◆ Supplied entries ◆
►

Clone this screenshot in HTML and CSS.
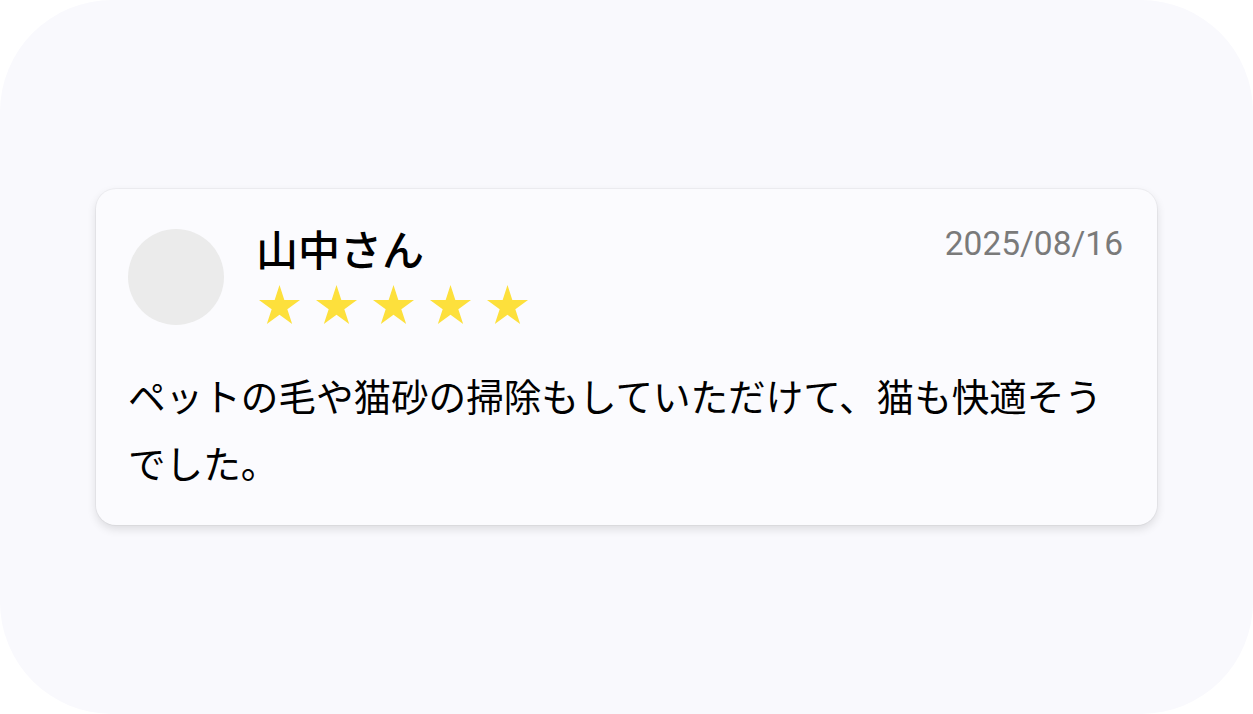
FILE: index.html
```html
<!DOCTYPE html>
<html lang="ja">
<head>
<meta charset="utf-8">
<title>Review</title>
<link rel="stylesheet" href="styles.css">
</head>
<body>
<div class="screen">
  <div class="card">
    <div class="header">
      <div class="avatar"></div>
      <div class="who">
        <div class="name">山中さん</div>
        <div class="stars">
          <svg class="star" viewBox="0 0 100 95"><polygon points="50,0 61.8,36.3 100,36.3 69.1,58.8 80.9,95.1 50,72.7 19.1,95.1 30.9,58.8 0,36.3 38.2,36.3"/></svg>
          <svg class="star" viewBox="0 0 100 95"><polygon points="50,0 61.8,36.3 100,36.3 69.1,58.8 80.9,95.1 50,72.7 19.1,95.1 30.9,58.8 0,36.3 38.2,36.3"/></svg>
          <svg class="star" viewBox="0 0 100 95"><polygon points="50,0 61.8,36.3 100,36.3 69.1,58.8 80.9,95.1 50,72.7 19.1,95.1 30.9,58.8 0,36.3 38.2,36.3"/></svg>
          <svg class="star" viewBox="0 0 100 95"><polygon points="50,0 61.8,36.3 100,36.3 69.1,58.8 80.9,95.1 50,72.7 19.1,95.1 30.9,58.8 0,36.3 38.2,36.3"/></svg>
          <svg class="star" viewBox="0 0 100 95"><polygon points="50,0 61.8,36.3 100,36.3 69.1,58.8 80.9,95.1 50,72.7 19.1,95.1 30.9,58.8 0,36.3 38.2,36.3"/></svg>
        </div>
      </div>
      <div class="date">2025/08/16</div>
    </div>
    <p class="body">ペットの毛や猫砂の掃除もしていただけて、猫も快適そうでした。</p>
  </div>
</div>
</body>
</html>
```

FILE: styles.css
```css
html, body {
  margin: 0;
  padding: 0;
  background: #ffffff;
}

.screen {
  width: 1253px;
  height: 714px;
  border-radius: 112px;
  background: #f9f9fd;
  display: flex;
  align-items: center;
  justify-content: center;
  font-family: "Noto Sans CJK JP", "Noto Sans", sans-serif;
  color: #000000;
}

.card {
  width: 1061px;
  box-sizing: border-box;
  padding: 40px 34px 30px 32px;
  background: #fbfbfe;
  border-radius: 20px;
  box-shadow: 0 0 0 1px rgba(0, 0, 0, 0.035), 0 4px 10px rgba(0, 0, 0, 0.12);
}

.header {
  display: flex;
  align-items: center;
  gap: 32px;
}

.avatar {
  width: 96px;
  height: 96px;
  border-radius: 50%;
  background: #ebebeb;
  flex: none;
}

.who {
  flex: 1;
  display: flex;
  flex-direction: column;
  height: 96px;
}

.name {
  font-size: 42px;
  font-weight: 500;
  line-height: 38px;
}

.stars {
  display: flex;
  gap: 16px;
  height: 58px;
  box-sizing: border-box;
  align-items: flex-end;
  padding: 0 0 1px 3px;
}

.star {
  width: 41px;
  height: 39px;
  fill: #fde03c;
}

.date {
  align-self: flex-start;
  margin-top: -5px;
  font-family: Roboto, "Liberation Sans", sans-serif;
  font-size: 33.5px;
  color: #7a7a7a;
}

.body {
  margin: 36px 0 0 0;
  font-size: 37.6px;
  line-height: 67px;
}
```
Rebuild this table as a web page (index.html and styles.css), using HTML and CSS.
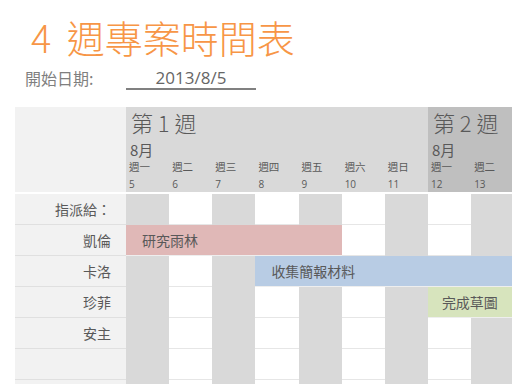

◄

Exclude the pictures. Write out the remaining data exactly.

Clone this screenshot in HTML and CSS.
FILE: index.html
```html
<!DOCTYPE html>
<html lang="ja">
<head>
<meta charset="utf-8">
<title>Review</title>
<link rel="stylesheet" href="styles.css">
</head>
<body>
<div class="screen">
  <div class="card">
    <div class="header">
      <div class="avatar"></div>
      <div class="who">
        <div class="name">山中さん</div>
        <div class="stars">
          <svg class="star" viewBox="0 0 100 95"><polygon points="50,0 61.8,36.3 100,36.3 69.1,58.8 80.9,95.1 50,72.7 19.1,95.1 30.9,58.8 0,36.3 38.2,36.3"/></svg>
          <svg class="star" viewBox="0 0 100 95"><polygon points="50,0 61.8,36.3 100,36.3 69.1,58.8 80.9,95.1 50,72.7 19.1,95.1 30.9,58.8 0,36.3 38.2,36.3"/></svg>
          <svg class="star" viewBox="0 0 100 95"><polygon points="50,0 61.8,36.3 100,36.3 69.1,58.8 80.9,95.1 50,72.7 19.1,95.1 30.9,58.8 0,36.3 38.2,36.3"/></svg>
          <svg class="star" viewBox="0 0 100 95"><polygon points="50,0 61.8,36.3 100,36.3 69.1,58.8 80.9,95.1 50,72.7 19.1,95.1 30.9,58.8 0,36.3 38.2,36.3"/></svg>
          <svg class="star" viewBox="0 0 100 95"><polygon points="50,0 61.8,36.3 100,36.3 69.1,58.8 80.9,95.1 50,72.7 19.1,95.1 30.9,58.8 0,36.3 38.2,36.3"/></svg>
        </div>
      </div>
      <div class="date">2025/08/16</div>
    </div>
    <p class="body">ペットの毛や猫砂の掃除もしていただけて、猫も快適そうでした。</p>
  </div>
</div>
</body>
</html>
```

FILE: styles.css
```css
html, body {
  margin: 0;
  padding: 0;
  background: #ffffff;
}

.screen {
  width: 1253px;
  height: 714px;
  border-radius: 112px;
  background: #f9f9fd;
  display: flex;
  align-items: center;
  justify-content: center;
  font-family: "Noto Sans CJK JP", "Noto Sans", sans-serif;
  color: #000000;
}

.card {
  width: 1061px;
  box-sizing: border-box;
  padding: 40px 34px 30px 32px;
  background: #fbfbfe;
  border-radius: 20px;
  box-shadow: 0 0 0 1px rgba(0, 0, 0, 0.035), 0 4px 10px rgba(0, 0, 0, 0.12);
}

.header {
  display: flex;
  align-items: center;
  gap: 32px;
}

.avatar {
  width: 96px;
  height: 96px;
  border-radius: 50%;
  background: #ebebeb;
  flex: none;
}

.who {
  flex: 1;
  display: flex;
  flex-direction: column;
  height: 96px;
}

.name {
  font-size: 42px;
  font-weight: 500;
  line-height: 38px;
}

.stars {
  display: flex;
  gap: 16px;
  height: 58px;
  box-sizing: border-box;
  align-items: flex-end;
  padding: 0 0 1px 3px;
}

.star {
  width: 41px;
  height: 39px;
  fill: #fde03c;
}

.date {
  align-self: flex-start;
  margin-top: -5px;
  font-family: Roboto, "Liberation Sans", sans-serif;
  font-size: 33.5px;
  color: #7a7a7a;
}

.body {
  margin: 36px 0 0 0;
  font-size: 37.6px;
  line-height: 67px;
}
```
Rebuild this table as a web page (index.html and styles.css), using HTML and CSS.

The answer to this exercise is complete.